If you love seasoned, herby crackers and have never had Swedish crispbread, you’re about to be one happy chef.
These crunchy, seed-covered crackers are so tasty and flavorful that you can enjoy them with or without toppings.
If you’re on the hunt for rye flour recipes to impress, try this one!
Between the rolled oats, pumpkin seeds, sesame seeds, salt, and flaxseed, each bite of these crispbread squares is more herby and delicious than the last.
I like to eat them with garlic and herb cream cheese, but they taste nearly as good when eaten by themselves.
These pancakes are very similar to those listed above; they’re just as thin, light, and delectable.
The only difference is that you’ll flavor these with a bit of lemon zest and lemon curd.
As a result, they’re zestier and just a bit tart. You’ll top them with raspberries and powdered sugar, which helps soften the tangy edge.
The recipe also suggests adding sweetened sour cream to the top, but I usually leave that off.
If I want something creamy, I’ll go with the more traditional whipped cream instead.
This Swedish cardamom bread isn’t as sweet as the cardamom buns listed above, but it’s every bit as incredible.
First of all, it’s gorgeous. People in Sweden often make it during the holidays as a special, lovely treat.
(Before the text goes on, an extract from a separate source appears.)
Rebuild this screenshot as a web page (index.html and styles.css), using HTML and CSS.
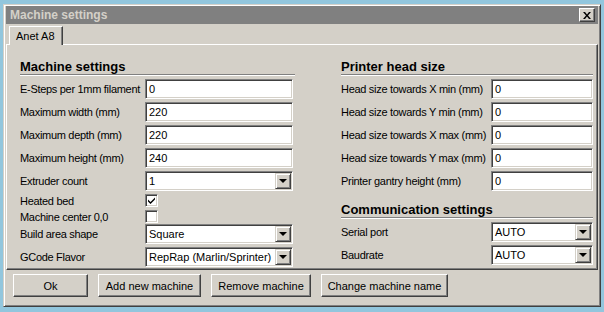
FILE: index.html
```html
<!DOCTYPE html>
<html lang="en">
<head>
    <meta charset="UTF-8" />
    <meta name="viewport" content="width=device-width, initial-scale=1.0" />
    <link rel="stylesheet" href="styles.css">
    <title>Machine settings</title>
</head>
<body>
    <div class="window">
        <div class="titlebar">
            <span class="title">Machine settings</span>
            <span class="close">
                <svg width="8" height="7" viewBox="0 0 8 7"><path d="M0 0h2l2 2.5L6 0h2L5 3.5 8 7H6L4 4.5 2 7H0l3-3.5z" fill="#000"/></svg>
            </span>
        </div>

        <div class="tabs">
            <div class="tab">Anet A8</div>
        </div>

        <div class="panel">
            <div class="col col-left">
                <h2>Machine settings</h2>
                <div class="row"><label>E-Steps per 1mm filament</label><div class="field">0</div></div>
                <div class="row"><label>Maximum width (mm)</label><div class="field">220</div></div>
                <div class="row"><label>Maximum depth (mm)</label><div class="field">220</div></div>
                <div class="row"><label>Maximum height (mm)</label><div class="field">240</div></div>
                <div class="row"><label>Extruder count</label><div class="field select">1<span class="arrow"></span></div></div>
                <div class="row check-row"><label>Heated bed</label><div class="check">
                    <svg width="9" height="9" viewBox="0 0 9 9"><path d="M1 3.5l2.5 2.5L8 1.5v2L3.5 8 1 5.5z" fill="#000"/></svg>
                </div></div>
                <div class="row check-row last"><label>Machine center 0,0</label><div class="check"></div></div>
                <div class="row"><label>Build area shape</label><div class="field select">Square<span class="arrow"></span></div></div>
                <div class="row"><label>GCode Flavor</label><div class="field select">RepRap (Marlin/Sprinter)<span class="arrow"></span></div></div>
            </div>

            <div class="col col-right">
                <h2>Printer head size</h2>
                <div class="row"><label>Head size towards X min (mm)</label><div class="field">0</div></div>
                <div class="row"><label>Head size towards Y min (mm)</label><div class="field">0</div></div>
                <div class="row"><label>Head size towards X max (mm)</label><div class="field">0</div></div>
                <div class="row"><label>Head size towards Y max (mm)</label><div class="field">0</div></div>
                <div class="row"><label>Printer gantry height (mm)</label><div class="field">0</div></div>
                <h2 class="sub">Communication settings</h2>
                <div class="row"><label>Serial port</label><div class="field select">AUTO<span class="arrow"></span></div></div>
                <div class="row"><label>Baudrate</label><div class="field select">AUTO<span class="arrow"></span></div></div>
            </div>
        </div>

        <div class="buttons">
            <button class="btn btn-ok">Ok</button>
            <button class="btn">Add new machine</button>
            <button class="btn btn-remove">Remove machine</button>
            <button class="btn btn-wide">Change machine name</button>
        </div>
    </div>
</body>
</html>
```

FILE: styles.css
```css
* {
    box-sizing: border-box;
}

body {
    margin: 0;
    width: 604px;
    height: 312px;
    overflow: hidden;
    background-color: #92c6dd;
    font-family: "Liberation Sans", Arial, sans-serif;
    font-size: 11px;
    color: #000;
}

.window {
    margin: 4px 0 0 3px;
    width: 598px;
    height: 303px;
    background-color: #d4d0c8;
    border: 1px solid;
    border-color: #d4d0c8 #404040 #404040 #d4d0c8;
    box-shadow: inset 1px 1px 0 #fff, inset -1px -1px 0 #808080;
    padding: 1px 2px 2px 2px;
}

.titlebar {
    height: 18px;
    background-color: #808080;
    display: flex;
    align-items: center;
    justify-content: space-between;
    padding: 0 3px 0 4px;
}

.title {
    color: #d4d0c8;
    font-weight: bold;
    font-size: 12px;
}

.close {
    width: 16px;
    height: 14px;
    background-color: #d4d0c8;
    border: 1px solid;
    border-color: #fff #404040 #404040 #fff;
    box-shadow: inset -1px -1px 0 #808080;
    display: flex;
    align-items: center;
    justify-content: center;
}

.tabs {
    display: flex;
    height: 20px;
    padding: 2px 0 0 3px;
}

.tab {
    height: 19px;
    padding: 3px 7px 0 6px;
    border: 1px solid;
    border-bottom: none;
    border-color: #fff #404040 #fff #fff;
    box-shadow: inset -1px 0 0 #808080;
    font-size: 11px;
    position: relative;
    z-index: 1;
    background-color: #d4d0c8;
}

.panel {
    height: 226px;
    border: 1px solid;
    border-color: #fff #404040 #404040 #fff;
    box-shadow: inset -1px -1px 0 #808080;
    display: flex;
    gap: 46px;
    padding: 11px 0 0 13px;
}

.col-left {
    width: 275px;
}

.col-right {
    width: 252px;
}

h2 {
    margin: 0 0 4px 0;
    font-size: 13px;
    font-weight: bold;
    height: 19px;
    padding-top: 3px;
    line-height: 15px;
    border-bottom: 1px solid #808080;
    box-shadow: 0 1px 0 #fff;
}

h2.sub {
    margin-top: 8px;
    margin-bottom: 4px;
}

.row {
    display: flex;
    align-items: center;
    height: 20px;
    margin-bottom: 3px;
}

.row label {
    flex: none;
    white-space: nowrap;
    letter-spacing: -0.3px;
}

.col-left .row label {
    width: 125px;
}

.col-right .row label {
    width: 150px;
}

.field {
    height: 20px;
    background-color: #fff;
    border: 1px solid;
    border-color: #808080 #fff #fff #808080;
    box-shadow: inset 1px 1px 0 #404040, inset -1px -1px 0 #d4d0c8;
    padding: 0 0 0 3px;
    line-height: 18px;
    position: relative;
    white-space: nowrap;
    overflow: hidden;
}

.col-left .field {
    width: 148px;
}

.col-right .field {
    width: 102px;
}

.arrow {
    position: absolute;
    right: 1px;
    top: 1px;
    width: 16px;
    height: 16px;
    background-color: #d4d0c8;
    border: 1px solid;
    border-color: #d4d0c8 #404040 #404040 #d4d0c8;
    box-shadow: inset 1px 1px 0 #fff, inset -1px -1px 0 #808080;
}

.arrow::after {
    content: "";
    position: absolute;
    left: 3px;
    top: 5px;
    border-left: 4px solid transparent;
    border-right: 4px solid transparent;
    border-top: 4px solid #000;
}

.check-row {
    height: 13px;
    margin-bottom: 3px;
}

.check-row.last {
    margin-bottom: 1px;
}

.check {
    width: 13px;
    height: 13px;
    background-color: #fff;
    border: 1px solid;
    border-color: #808080 #fff #fff #808080;
    box-shadow: inset 1px 1px 0 #404040, inset -1px -1px 0 #d4d0c8;
    display: flex;
    align-items: center;
    justify-content: center;
}

.buttons {
    display: flex;
    gap: 10px;
    padding: 4px 0 0 7px;
}

.btn {
    height: 23px;
    width: 103px;
    font-family: "Liberation Sans", Arial, sans-serif;
    font-size: 11px;
    background-color: #d4d0c8;
    border: 1px solid;
    border-color: #fff #404040 #404040 #fff;
    box-shadow: inset -1px -1px 0 #808080;
    padding: 0;
    color: #000;
}

.btn-ok {
    width: 75px;
}

.btn-remove {
    width: 100px;
}

.btn-wide {
    width: 127px;
}
```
Some even give it as a holiday gift.
Whether you’re making it for yourself, to bring to a gathering, or to give to a friend, you won’t be disappointed.
The lovely golden braid looks marvelous, and it has a slightly sweet, pine-like flavor that’s hard to beat.
9. Boiled Eggs
Chances are, you already know how to make boiled eggs, but they’re a staple of Swedish breakfasts, so I couldn’t leave them off the list.
I like this recipe for them because it shows you how to make hard-boiled eggs and soft-boiled eggs to suit your tastes.
Again, coffee is one of those things most Americans already know how to make, but the Swedes love coffee just as much as the rest of us, and no Swedish breakfast is complete without it.
This recipe gives you two options for making the perfect cup of black coffee. You can, of course, add sugar and cream to your heart’s content.